Quelle est donc cette image que le poète nous donne de lui-même, image qu'il a cru nécessaire de conserver par écrit dans un texte codé? Ce qui a sans doute agacé le plus les déchiffreurs, c'est que Macha se présente ici souvent comme un homme pratique. Il décrit par de courtes notes sa vie de tous les jours, parfois son travail littéraire et aussi ses expériences érotiques avec Lori qui tombe enceinte de lui. Il s'exprime, parfois, d'une façon très crue, presque vulgaire. On y décèle un souci constant de l'authenticité. Il cite exactement les paroles dites par Lori en allemand, il souligne les détails insignifiants au premier abord, mais qu'il juge importants. Ce style dépouillé contraste avec les passages d'un lyrisme échevelé par lesquels il exprime souvent des doutes sur sa petite amie, sur lui-même, sur le monde. Dans ces passages, on reconnaît facilement le poète du Mai. La composition de ce journal rappelle certaines oeuvres littéraires qui ont révolutionné les lettres du 20ème siècle.
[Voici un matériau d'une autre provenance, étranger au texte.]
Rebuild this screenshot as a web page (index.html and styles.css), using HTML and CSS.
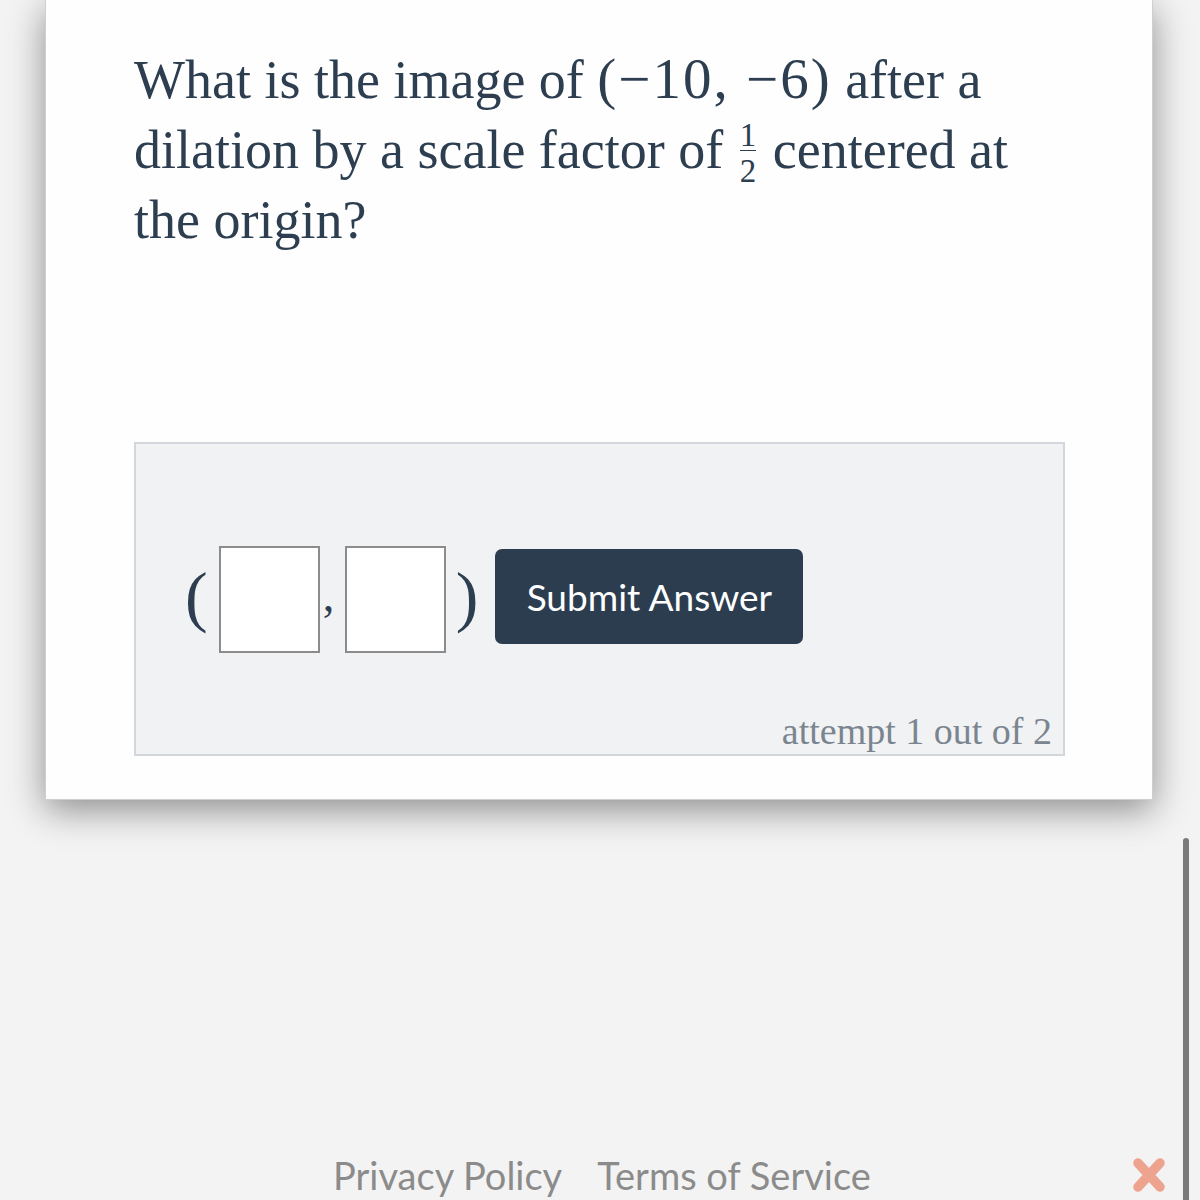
FILE: index.html
```html
<!DOCTYPE html>
<html lang="en">
<head>
<meta charset="utf-8">
<title>Dilation question</title>
<link rel="stylesheet" href="styles.css">
</head>
<body>
<main class="card">
  <p class="question">What is the image of <span class="math">(−10, −6)</span> after a<br>dilation by a scale factor of <span class="frac"><span class="num">1</span><span class="den">2</span></span> centered at<br>the origin?</p>
  <section class="answer-box">
    <div class="answer-row">
      <span class="paren open">(</span>
      <span class="field"></span>
      <span class="comma">,</span>
      <span class="field"></span>
      <span class="paren close">)</span>
      <button class="submit" type="button">Submit Answer</button>
    </div>
    <p class="attempt">attempt 1 out of 2</p>
  </section>
</main>
<footer class="footer">
  <a class="footer-link">Privacy Policy</a>
  <a class="footer-link">Terms of Service</a>
  <span class="close-x" aria-label="close">
    <svg width="36" height="36" viewBox="0 0 36 36"><path d="M7 6 L29 30 M29 6 L7 30" stroke="#eea38f" stroke-width="9.5" stroke-linecap="round" fill="none"/></svg>
  </span>
</footer>
<div class="scrollbar"></div>
</body>
</html>
```
FILE: styles.css
```css
html, body {
  margin: 0;
  padding: 0;
}
body {
  background: #f3f3f3;
  width: 1200px;
  height: 1200px;
  overflow: hidden;
  position: relative;
  font-family: "Liberation Serif", "Times New Roman", serif;
  color: #2c3e50;
}
.card {
  margin-left: 45px;
  width: 1108px;
  box-sizing: border-box;
  background: #fefefe;
  border: 1px solid #cfcfcf;
  border-top: none;
  padding: 44px 87px 43px 88px;
  box-shadow: 0 10px 34px rgba(0, 0, 0, 0.42);
}
.question {
  margin: 0;
  font-size: 54px;
  line-height: 70px;
  color: #2c3e50;
}
.math {
  font-size: 57px;
  letter-spacing: 2px;
}
.frac {
  display: inline-flex;
  flex-direction: column;
  align-items: center;
  vertical-align: 22.5px;
  font-size: 33px;
  padding: 0 3px;
}
.num {
  line-height: 26px;
  padding-bottom: 2px;
}
.den {
  line-height: 20px;
  padding-top: 10.5px;
  border-top: 1.5px solid #2c3e50;
  align-self: stretch;
  text-align: center;
}
.answer-box {
  margin-top: 187px;
  border: 2px solid #d3d6da;
  background: #f1f2f4;
  padding: 102px 11px 1px 49px;
}
.answer-row {
  display: flex;
  align-items: center;
}
.paren {
  font-size: 68px;
  line-height: 66px;
  margin-bottom: 8px;
  color: #2c3e50;
}
.paren.open {
  margin-right: 11px;
}
.paren.close {
  margin-left: 10px;
}
.field {
  display: block;
  width: 101px;
  height: 107px;
  box-sizing: border-box;
  border: 2px solid #8c8c8c;
  background: #ffffff;
}
.comma {
  align-self: flex-end;
  font-size: 46px;
  line-height: 44px;
  width: 22px;
  padding-left: 3px;
  margin-bottom: 35px;
}
.submit {
  margin-left: 17px;
  margin-bottom: 6px;
  width: 308px;
  height: 95px;
  border: none;
  border-radius: 7px;
  background: #2c3d50;
  color: #ffffff;
  font-family: Lato, "Open Sans", sans-serif;
  font-size: 37px;
  padding: 0;
}
.attempt {
  margin: 56px 0 0;
  text-align: right;
  font-size: 38px;
  line-height: 44px;
  color: #7b858f;
}
.footer {
  display: flex;
  align-items: center;
  gap: 35px;
  margin-top: 352px;
  padding: 0 33px 0 333px;
  font-family: Lato, "Open Sans", sans-serif;
  font-size: 38px;
  line-height: 46px;
  color: #8b8b8b;
}
.footer-link {
  white-space: nowrap;
}
.close-x {
  margin-left: auto;
  display: flex;
}
.scrollbar {
  position: absolute;
  right: 11px;
  top: 838px;
  bottom: 0;
  width: 6px;
  border-radius: 3px 3px 0 0;
  background: #7a7a7a;
}
```
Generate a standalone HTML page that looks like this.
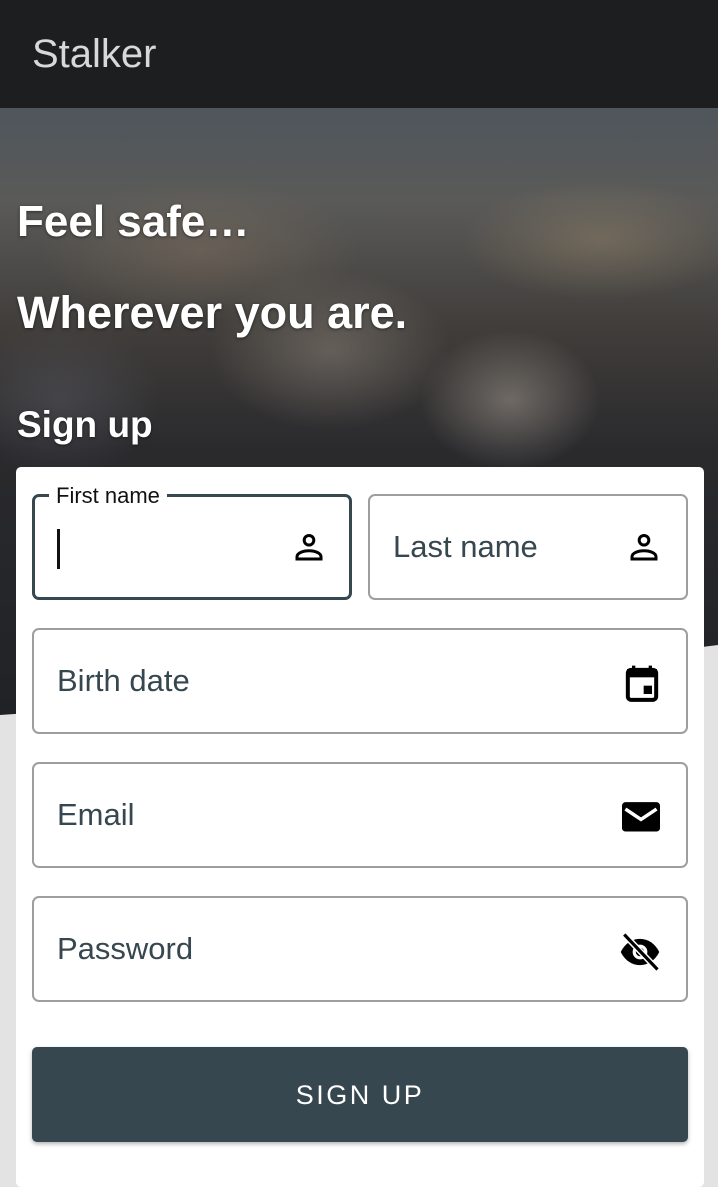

Le contraste entre les observations sèches et le lyrisme de certaines exclamations, qui ponctuent ce texte, fait penser à certains vers du poème qui est et restera le don le plus précieux que Macha nous ait laissé.
Et ce temps d'aujourd'hui
Mon adolescence - est ce poème de Mai,
Est comme un soir de mai dans les rochers arides,
Au visage un rire léger, une peine profonde au coeur.